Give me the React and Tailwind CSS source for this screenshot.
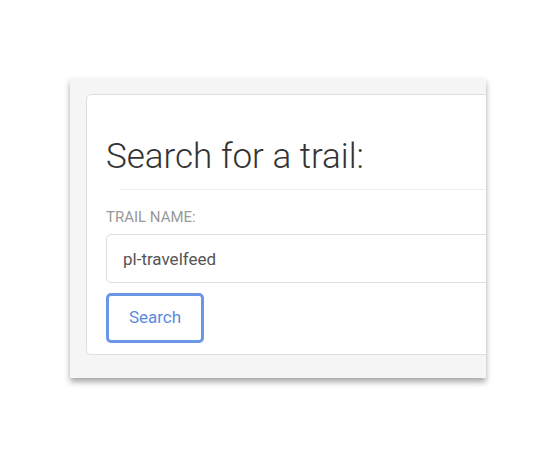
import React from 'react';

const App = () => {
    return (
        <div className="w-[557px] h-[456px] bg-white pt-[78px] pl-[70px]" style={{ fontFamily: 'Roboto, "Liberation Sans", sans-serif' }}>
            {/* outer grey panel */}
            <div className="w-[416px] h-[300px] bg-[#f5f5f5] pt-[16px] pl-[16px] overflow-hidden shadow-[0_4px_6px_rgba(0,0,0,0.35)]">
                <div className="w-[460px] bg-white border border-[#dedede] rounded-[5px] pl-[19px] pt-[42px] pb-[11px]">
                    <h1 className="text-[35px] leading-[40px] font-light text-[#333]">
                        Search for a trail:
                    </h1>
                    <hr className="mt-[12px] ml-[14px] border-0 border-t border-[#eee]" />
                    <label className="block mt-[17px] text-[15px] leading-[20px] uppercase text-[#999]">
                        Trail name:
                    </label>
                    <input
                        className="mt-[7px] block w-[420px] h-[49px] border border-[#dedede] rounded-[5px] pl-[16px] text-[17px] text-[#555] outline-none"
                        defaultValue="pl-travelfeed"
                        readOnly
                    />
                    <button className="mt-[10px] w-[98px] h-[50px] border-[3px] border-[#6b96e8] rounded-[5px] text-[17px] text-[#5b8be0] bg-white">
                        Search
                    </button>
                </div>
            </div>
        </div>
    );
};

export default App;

────────────────────────────────────────

Show every line from the listing above in which the string "React" appears.

Give me the React and Tailwind CSS source for this screenshot.
import React from 'react';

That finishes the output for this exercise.